> Your instructions
Pick out every line with the word "Convert" and copy it.

> Input for this task
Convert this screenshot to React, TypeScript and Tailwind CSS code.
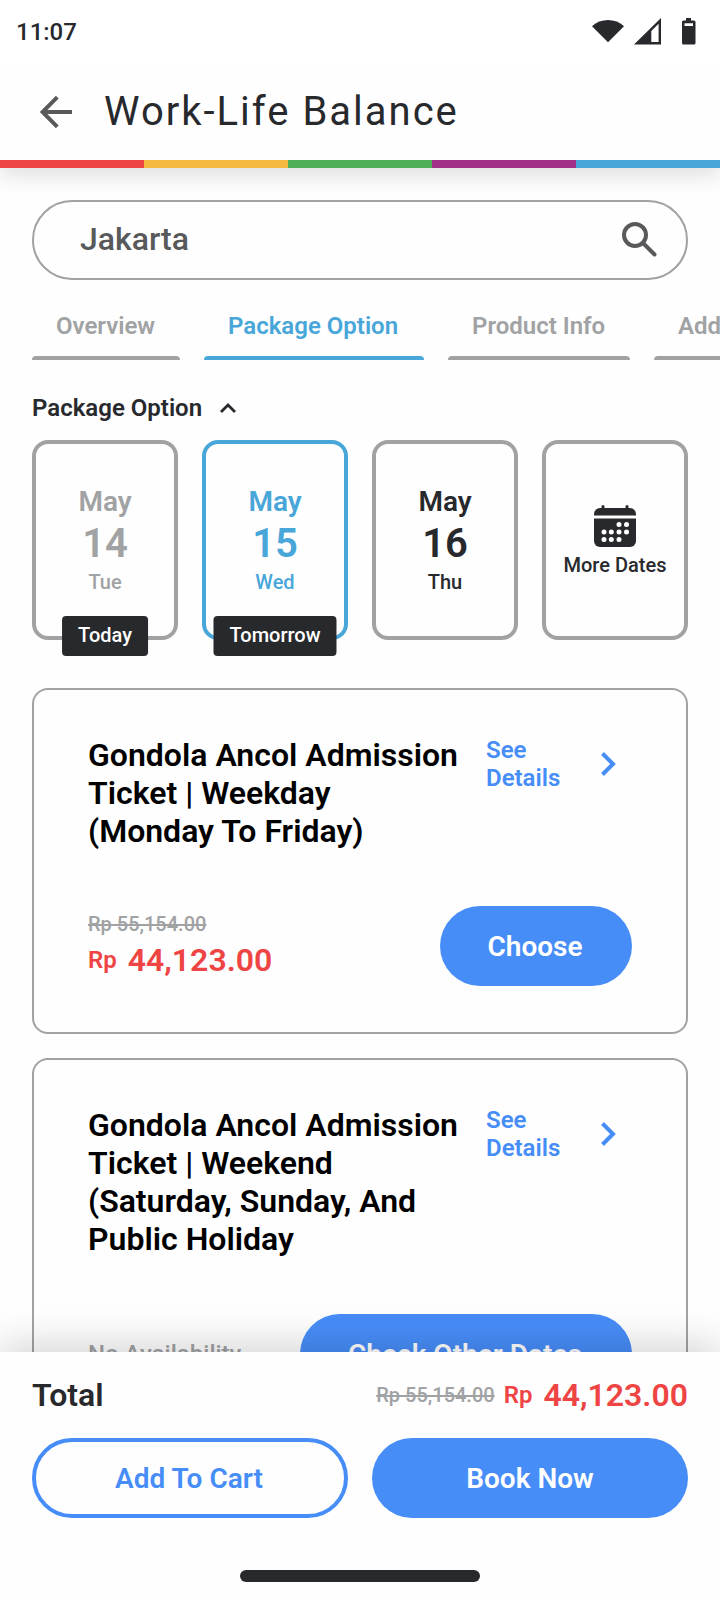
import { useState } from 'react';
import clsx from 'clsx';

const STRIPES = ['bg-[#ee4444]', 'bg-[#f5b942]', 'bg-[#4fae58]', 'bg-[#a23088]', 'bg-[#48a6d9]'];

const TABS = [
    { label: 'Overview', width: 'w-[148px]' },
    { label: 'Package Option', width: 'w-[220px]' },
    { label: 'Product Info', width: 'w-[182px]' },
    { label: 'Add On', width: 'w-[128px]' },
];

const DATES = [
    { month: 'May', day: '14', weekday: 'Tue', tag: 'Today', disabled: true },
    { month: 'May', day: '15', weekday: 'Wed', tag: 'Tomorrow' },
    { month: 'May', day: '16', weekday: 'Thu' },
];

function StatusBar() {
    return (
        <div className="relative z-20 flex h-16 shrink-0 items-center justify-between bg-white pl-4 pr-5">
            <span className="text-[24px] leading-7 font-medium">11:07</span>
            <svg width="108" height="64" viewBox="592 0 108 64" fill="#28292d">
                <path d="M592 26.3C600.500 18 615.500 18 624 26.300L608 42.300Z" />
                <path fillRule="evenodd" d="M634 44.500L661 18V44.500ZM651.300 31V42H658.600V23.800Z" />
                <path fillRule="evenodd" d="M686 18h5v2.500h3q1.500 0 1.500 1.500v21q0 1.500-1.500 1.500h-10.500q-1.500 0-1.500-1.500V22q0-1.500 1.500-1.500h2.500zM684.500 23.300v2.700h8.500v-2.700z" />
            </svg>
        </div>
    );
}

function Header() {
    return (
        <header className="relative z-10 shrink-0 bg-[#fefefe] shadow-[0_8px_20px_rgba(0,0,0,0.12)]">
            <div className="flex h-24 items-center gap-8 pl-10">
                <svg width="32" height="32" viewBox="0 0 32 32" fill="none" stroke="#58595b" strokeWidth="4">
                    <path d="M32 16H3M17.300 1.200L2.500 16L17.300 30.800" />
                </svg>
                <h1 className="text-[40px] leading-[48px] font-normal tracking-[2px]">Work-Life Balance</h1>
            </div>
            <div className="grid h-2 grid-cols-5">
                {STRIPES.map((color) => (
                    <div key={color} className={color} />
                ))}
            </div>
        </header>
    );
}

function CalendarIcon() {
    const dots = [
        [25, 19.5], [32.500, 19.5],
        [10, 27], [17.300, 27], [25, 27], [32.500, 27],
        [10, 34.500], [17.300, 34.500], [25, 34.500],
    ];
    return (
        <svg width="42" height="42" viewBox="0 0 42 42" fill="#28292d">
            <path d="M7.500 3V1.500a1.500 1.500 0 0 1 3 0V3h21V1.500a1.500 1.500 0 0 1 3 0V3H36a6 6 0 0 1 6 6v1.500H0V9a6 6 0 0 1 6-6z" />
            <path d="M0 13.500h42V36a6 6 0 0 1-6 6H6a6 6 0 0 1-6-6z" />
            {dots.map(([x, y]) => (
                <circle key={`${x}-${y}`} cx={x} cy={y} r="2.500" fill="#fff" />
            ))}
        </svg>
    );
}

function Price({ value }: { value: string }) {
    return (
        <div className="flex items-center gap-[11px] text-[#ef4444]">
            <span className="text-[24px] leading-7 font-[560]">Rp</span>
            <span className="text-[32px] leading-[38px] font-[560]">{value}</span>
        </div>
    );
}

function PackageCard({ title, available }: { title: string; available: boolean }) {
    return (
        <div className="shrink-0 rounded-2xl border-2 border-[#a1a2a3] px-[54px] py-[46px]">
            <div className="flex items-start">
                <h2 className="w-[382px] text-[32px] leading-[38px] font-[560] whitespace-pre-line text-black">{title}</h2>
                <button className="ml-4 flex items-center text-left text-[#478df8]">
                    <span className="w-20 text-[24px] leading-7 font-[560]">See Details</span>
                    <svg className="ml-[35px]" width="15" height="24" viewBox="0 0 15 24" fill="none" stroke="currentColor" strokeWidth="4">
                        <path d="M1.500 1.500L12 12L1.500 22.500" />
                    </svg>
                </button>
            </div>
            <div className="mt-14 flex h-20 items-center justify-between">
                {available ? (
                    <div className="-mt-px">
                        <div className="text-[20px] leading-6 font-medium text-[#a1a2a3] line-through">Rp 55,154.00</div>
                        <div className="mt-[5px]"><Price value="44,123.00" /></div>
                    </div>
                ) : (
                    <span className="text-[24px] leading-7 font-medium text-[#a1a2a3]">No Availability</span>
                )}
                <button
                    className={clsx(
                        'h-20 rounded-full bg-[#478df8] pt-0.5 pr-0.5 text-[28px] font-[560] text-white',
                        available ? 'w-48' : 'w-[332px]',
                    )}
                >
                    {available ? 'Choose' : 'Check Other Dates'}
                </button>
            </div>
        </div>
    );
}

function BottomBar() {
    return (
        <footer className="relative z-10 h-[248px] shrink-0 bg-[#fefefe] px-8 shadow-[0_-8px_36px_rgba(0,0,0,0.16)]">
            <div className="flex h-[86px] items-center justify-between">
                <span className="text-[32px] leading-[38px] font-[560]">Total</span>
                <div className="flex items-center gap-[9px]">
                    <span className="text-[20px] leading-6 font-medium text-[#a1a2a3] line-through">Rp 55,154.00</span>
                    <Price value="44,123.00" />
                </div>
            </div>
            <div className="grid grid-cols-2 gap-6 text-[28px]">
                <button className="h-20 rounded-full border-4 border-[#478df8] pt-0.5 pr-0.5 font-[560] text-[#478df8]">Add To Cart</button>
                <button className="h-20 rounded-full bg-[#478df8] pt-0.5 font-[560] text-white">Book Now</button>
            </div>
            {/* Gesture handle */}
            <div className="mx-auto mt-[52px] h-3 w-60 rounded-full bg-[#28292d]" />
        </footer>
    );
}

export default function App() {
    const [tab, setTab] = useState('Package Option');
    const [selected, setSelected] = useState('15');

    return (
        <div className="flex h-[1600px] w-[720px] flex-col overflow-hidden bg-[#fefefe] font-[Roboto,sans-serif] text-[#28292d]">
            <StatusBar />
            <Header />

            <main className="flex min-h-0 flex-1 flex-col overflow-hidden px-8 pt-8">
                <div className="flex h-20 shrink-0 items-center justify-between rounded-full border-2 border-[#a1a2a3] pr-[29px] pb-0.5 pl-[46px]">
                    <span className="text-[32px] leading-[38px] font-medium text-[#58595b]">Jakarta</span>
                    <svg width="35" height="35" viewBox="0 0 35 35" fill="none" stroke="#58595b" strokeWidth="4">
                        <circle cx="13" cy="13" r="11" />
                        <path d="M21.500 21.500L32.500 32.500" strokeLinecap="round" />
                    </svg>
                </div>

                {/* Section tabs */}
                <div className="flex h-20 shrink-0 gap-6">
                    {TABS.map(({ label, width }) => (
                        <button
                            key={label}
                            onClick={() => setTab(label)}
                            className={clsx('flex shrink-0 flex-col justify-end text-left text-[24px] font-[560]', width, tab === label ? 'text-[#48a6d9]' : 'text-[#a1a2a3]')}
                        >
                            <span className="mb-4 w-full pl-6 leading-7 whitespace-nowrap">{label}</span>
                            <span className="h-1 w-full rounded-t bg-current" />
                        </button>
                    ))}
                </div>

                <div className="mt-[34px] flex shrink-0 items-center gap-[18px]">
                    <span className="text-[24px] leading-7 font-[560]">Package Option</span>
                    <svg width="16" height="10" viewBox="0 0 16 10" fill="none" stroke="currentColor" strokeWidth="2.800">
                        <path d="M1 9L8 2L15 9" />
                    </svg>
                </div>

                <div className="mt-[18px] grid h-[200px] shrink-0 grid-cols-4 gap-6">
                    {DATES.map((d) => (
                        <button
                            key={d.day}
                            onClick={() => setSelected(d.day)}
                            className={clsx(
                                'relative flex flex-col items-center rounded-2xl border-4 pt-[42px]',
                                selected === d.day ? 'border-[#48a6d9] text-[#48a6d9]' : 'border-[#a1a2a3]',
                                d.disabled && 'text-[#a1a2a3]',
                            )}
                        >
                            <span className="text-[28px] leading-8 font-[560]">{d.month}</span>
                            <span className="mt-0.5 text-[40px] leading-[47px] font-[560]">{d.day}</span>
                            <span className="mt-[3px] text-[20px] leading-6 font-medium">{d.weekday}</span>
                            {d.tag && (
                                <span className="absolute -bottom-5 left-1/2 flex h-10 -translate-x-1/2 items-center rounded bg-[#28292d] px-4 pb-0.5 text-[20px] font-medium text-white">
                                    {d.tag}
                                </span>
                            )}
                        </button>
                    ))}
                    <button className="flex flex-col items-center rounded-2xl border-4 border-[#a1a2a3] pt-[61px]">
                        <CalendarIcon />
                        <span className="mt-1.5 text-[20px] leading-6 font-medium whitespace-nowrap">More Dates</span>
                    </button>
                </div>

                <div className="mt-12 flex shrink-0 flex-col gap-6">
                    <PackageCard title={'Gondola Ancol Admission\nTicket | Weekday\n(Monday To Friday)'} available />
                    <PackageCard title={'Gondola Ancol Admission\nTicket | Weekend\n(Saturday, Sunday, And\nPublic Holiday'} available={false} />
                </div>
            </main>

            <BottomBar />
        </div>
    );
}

...

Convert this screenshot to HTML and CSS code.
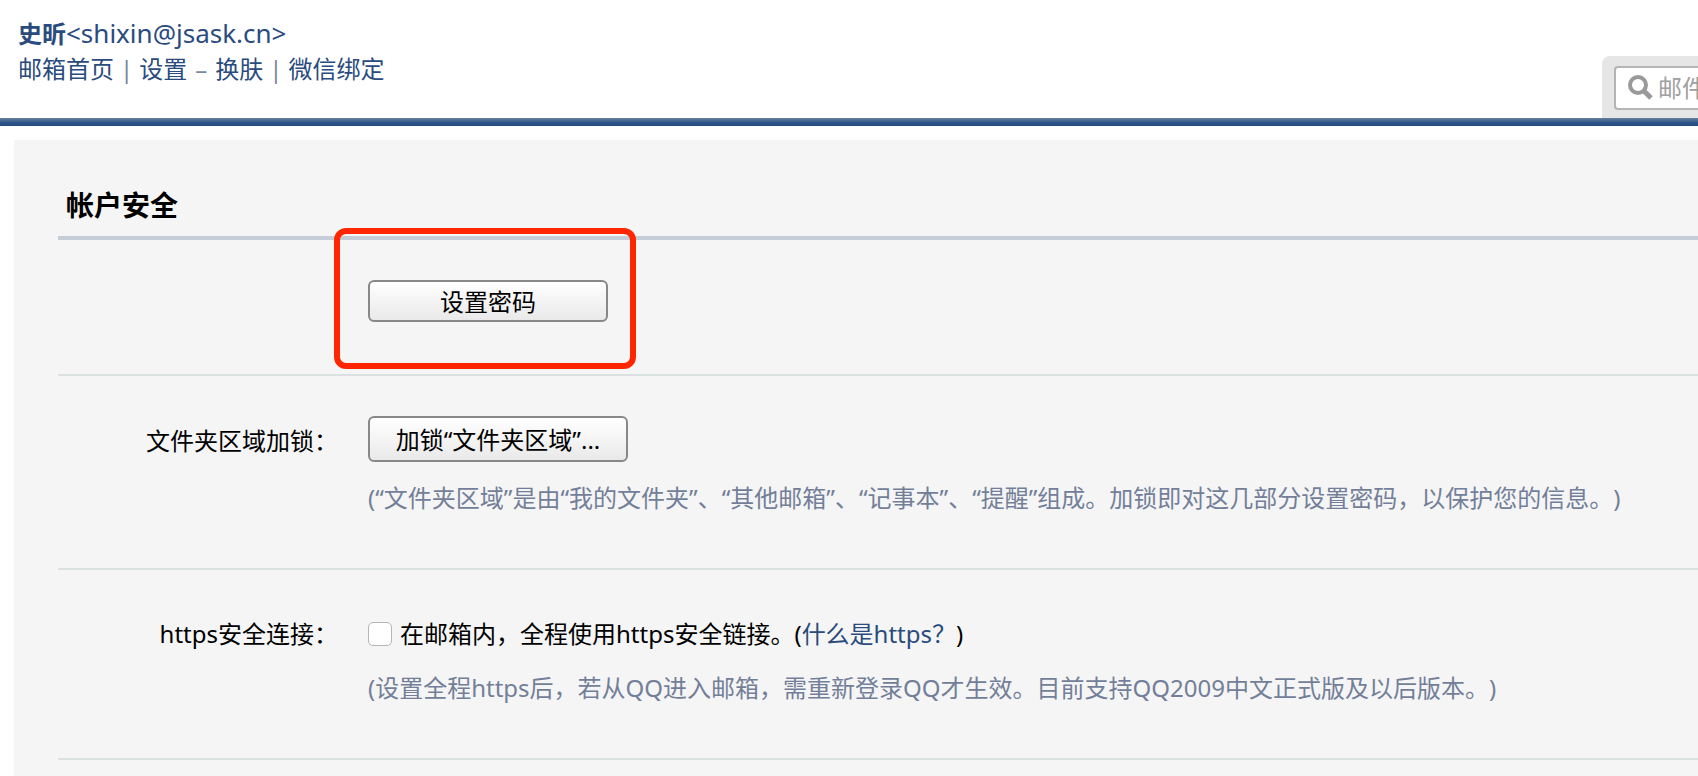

--

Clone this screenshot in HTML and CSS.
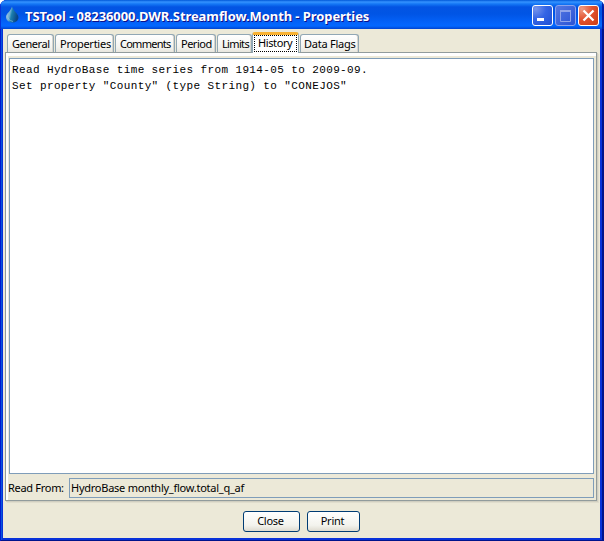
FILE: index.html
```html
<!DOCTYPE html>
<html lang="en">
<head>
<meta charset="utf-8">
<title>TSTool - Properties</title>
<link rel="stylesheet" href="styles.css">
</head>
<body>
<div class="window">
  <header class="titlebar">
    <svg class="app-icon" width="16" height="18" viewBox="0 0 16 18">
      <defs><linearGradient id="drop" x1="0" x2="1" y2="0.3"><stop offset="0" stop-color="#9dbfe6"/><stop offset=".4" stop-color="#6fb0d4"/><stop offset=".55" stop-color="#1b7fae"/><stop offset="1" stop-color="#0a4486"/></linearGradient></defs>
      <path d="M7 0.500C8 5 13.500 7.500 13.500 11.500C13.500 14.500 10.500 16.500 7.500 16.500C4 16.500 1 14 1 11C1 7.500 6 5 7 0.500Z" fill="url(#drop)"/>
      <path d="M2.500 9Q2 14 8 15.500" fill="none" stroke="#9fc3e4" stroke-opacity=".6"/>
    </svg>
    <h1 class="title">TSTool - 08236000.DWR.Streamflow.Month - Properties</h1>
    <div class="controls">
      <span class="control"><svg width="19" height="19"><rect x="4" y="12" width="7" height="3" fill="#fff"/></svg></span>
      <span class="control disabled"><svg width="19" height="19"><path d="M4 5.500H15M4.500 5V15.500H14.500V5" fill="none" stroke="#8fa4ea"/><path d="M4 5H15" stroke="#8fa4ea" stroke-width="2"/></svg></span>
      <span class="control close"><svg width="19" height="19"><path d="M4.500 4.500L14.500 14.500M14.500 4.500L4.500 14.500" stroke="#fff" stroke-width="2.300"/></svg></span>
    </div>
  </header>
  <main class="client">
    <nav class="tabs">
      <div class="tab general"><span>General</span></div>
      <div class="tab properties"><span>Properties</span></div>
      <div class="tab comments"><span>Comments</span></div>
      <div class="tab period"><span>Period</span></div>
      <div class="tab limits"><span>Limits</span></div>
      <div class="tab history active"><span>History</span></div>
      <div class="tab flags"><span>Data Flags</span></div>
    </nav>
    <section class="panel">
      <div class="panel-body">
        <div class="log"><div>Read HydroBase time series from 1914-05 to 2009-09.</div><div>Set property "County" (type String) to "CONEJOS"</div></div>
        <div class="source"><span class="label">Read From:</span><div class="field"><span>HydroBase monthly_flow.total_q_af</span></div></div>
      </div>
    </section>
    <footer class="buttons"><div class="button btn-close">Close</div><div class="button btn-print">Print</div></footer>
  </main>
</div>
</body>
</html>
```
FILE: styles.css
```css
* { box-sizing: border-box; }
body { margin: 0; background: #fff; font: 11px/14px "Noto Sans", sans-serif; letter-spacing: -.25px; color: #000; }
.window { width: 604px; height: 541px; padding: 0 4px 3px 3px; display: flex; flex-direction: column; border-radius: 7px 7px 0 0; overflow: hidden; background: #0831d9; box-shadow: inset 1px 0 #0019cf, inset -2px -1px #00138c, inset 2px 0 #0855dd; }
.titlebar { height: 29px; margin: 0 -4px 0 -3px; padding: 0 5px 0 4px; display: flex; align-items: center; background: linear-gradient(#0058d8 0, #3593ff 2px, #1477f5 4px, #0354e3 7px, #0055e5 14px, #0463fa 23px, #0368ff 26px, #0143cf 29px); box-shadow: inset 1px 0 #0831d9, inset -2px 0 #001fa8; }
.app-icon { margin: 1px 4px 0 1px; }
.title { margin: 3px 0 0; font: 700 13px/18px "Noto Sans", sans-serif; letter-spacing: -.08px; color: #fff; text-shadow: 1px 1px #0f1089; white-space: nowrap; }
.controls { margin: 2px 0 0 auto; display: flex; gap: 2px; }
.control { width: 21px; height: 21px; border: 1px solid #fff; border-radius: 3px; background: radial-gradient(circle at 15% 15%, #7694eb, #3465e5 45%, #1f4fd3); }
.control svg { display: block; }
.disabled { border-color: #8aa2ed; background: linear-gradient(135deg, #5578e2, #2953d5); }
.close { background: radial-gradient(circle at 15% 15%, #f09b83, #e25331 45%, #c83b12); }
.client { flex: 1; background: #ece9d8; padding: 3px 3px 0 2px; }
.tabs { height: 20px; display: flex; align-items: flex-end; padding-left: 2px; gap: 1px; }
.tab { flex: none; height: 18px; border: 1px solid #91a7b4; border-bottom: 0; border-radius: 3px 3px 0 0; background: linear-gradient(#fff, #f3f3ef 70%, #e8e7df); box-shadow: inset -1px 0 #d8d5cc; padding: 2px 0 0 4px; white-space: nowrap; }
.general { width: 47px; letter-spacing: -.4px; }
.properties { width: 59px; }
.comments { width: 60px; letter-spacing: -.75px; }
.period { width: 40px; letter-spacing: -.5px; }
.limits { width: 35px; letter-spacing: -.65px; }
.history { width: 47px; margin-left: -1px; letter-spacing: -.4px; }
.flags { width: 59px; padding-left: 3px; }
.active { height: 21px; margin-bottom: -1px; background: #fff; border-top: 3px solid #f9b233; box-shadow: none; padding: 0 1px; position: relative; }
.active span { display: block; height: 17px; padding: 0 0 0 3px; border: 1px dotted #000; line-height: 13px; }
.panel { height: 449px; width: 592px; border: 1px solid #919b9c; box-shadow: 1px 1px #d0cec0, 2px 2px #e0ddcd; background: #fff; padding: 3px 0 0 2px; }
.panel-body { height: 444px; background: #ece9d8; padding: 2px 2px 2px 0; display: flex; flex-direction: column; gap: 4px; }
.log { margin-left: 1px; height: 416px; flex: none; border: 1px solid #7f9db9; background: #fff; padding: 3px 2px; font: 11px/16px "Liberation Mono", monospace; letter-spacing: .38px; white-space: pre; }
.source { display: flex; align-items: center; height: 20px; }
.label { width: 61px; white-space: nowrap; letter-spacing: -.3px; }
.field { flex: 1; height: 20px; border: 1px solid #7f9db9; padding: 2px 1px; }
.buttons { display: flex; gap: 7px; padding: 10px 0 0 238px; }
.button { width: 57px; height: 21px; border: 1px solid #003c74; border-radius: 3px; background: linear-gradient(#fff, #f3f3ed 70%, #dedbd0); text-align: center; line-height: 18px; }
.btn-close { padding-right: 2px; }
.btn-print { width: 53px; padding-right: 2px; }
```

> Written answer
Convert this screenshot to React, TypeScript and Tailwind CSS code.
Convert this screenshot to HTML and CSS code.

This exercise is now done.